Los machos alfa de Armani se cabrearon cuando uno de los ancianos les dijo que yo había sido el elegido. Ellos argumentaron que no llegué a tiempo, que ni siquiera presenté nada. Juanlu les explicó que el pliego de condiciones especificaba claramente que el proyecto ganador lo elegirían los tres responsables de las salinas más importantes de la bahía, sin importar la forma o el modo. Y ellos ya habían decidido.
Mientras me enjuagaban la ropa con una manguera, esperando a que se secara, los cinco nos sentamos en el suelo viendo cómo la tarde caía —con más estilo que el mío— sobre el horizonte.
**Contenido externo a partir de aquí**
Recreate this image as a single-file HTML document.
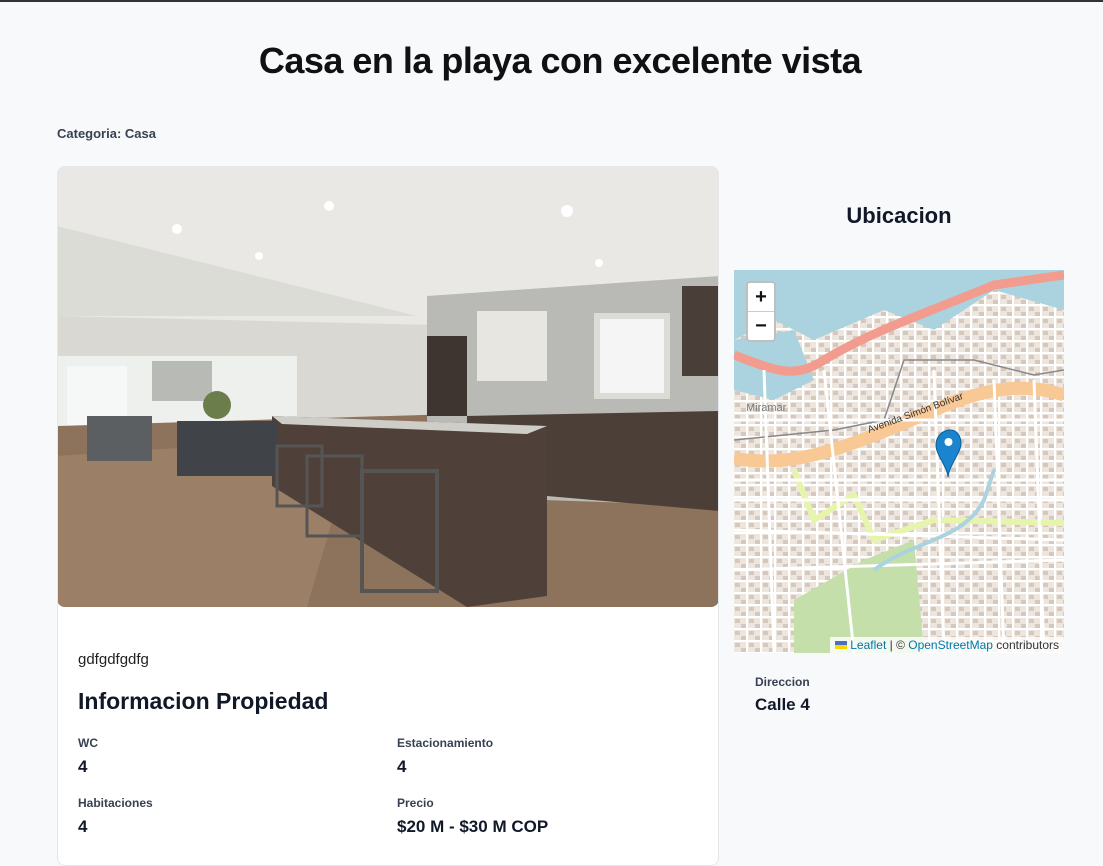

Yo estaba feliz y en calzoncillos.
Post scriptum
Una mañana, mientras montábamos el área expositiva, se acercaron Manuel, Eduardo y Carlos —mis tres amigos y patriarcas salineros— para dar el visto bueno al símbolo de Salambó, que diseñé como imagotipo del museo. Si alguien tiene interés en conocer su significado, les remito nuevamente al blog de Antonio Luna. Hablaron entre ellos, dieron su aprobación y me preguntaron si podía quedarme todo el día en San Fernando. Les dije que sí, y les pregunté el motivo. No respondieron.
A las ocho de la tarde, me recogieron en la entrada del Hotel Bahía Sur. A las 00:30 me dejaron de nuevo en el mismo lugar, pero con el símbolo de Salambó tatuado en el dorso de mi mano derecha. Ellos también lo hicieron.